Dawkins acknowledges this, and says that many people who believe in God also acknowledge that God is a feeble hypothesis. I happen to agree. So why do such people, who understand that theory of evolution by natural selection, believe in God? According to Dawkins, because they are afraid not to. They just can't bear to think there is nothing out there, they can't bear to think they are alone. This, for Dawkins, is not a good reason to believe in something.

I agree with much of the above. Yet, somehow, Dawkins emerges from this chain of reasoning as an athiest, and I emerge from it an agnostic. Where did we diverge? I think there is a difference in our implicit narratives.

Dawkins has an implicit value of humanism in there. He might say, "Why believe in mystical stuff when we have real scientific knowledge right here that is so much more wonderful, scientific knowledge that was discovered by people?" I think somewhere deep down, Dawkins is very attracted to the human empowerment that scientific progress represents. Scientific discovery is for him the pinnacle of human flourishing. And that belief attracts him to science. I imagine Dawkins has an implicit narrative somewhere back there with two panels: in one, people crouch in the dark in fear of the unknown God of their own imaginings; in the other, people walk confidently in the bright light of science.

I approach this whole thing with a somewhat different implicit narrative (which I am trying now to make explicit, I suppose). In my deep down value system, humility is good. Something in me is attracted to humility and repulsed by arrogance. I can't support that, it's just something that is in me. And to this value system, the idea of making science into a religion seems supremely arrogant. Science is just a knowledge system of recent, human invention...how can that substitute for a God? In the same vein, I recognize that religious dogmas and dialectics are also just knowledge systems of recent, human invention, and that they are not God either. But the idea of ever saying, "That's it, that's the Truth, that's all there is," just doesn't make sense to me.
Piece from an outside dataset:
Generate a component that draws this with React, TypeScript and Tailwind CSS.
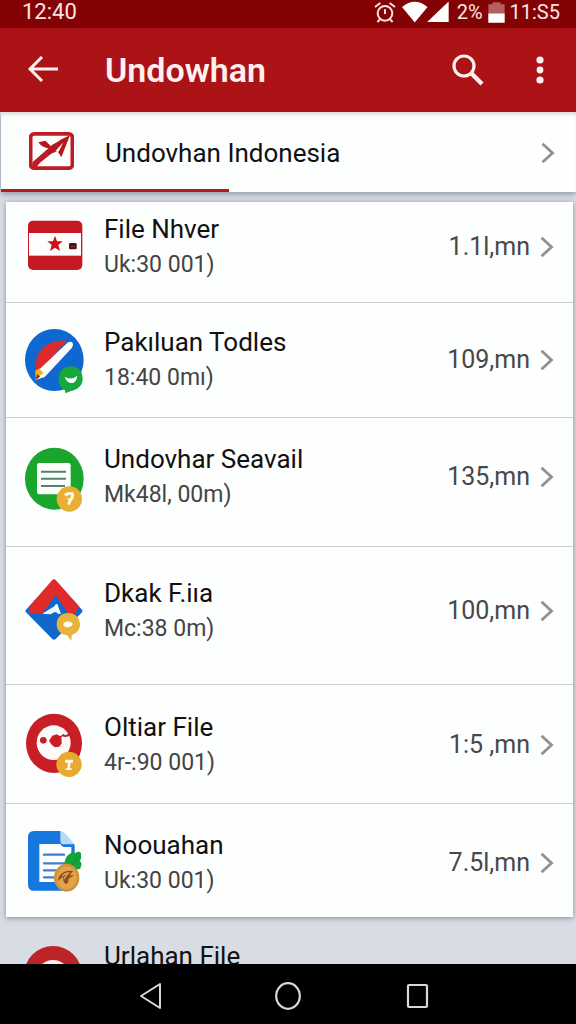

So what is God? Maybe for me God is just a reminder that there is an infinite number of things I don't know.

3 comments:

Anonymous said...

What's riling Dawkins up are the creationists and intelligent-design believers who have gained enough sway to be able to take over school boards and rewrite text books in absurd ways. An article recently came out saying that in deference to these people there were no longer any books at the Grand Canyon book store discussing the geological age of the Canyon. This kind of nonsense simply has to be countered, not because it’s nonsense but because it’s dangerous. If these people didn’t have such cultural and political clout, I suspect his books wouldn’t be so aggressive on the conflicts between science and religion. A good site where scientists counter intelligent design is http://www.pandasthumb.org/.

Nina said...

Hi Nate -
I'm following your travels, interior and exterior, on your blog. Your travels will certainly go easier with less luggage. I have always felt that the problem with religion is the institutional part - the organizations that use their belief system to justify arrogance, to discriminate against those who practice or preach a different system, and to justify organized violence, because, of course, "god's on our side." I don't see issues with cultural or moral decisions that may derive from collective beliefs, but my hackles are raised when any group crosses the line and ignores the scientific evidence of, say, evolution or astrophysics or the rights of women to be more than procreative vessels.

A discussion to be continued another day. Enjoy your trip.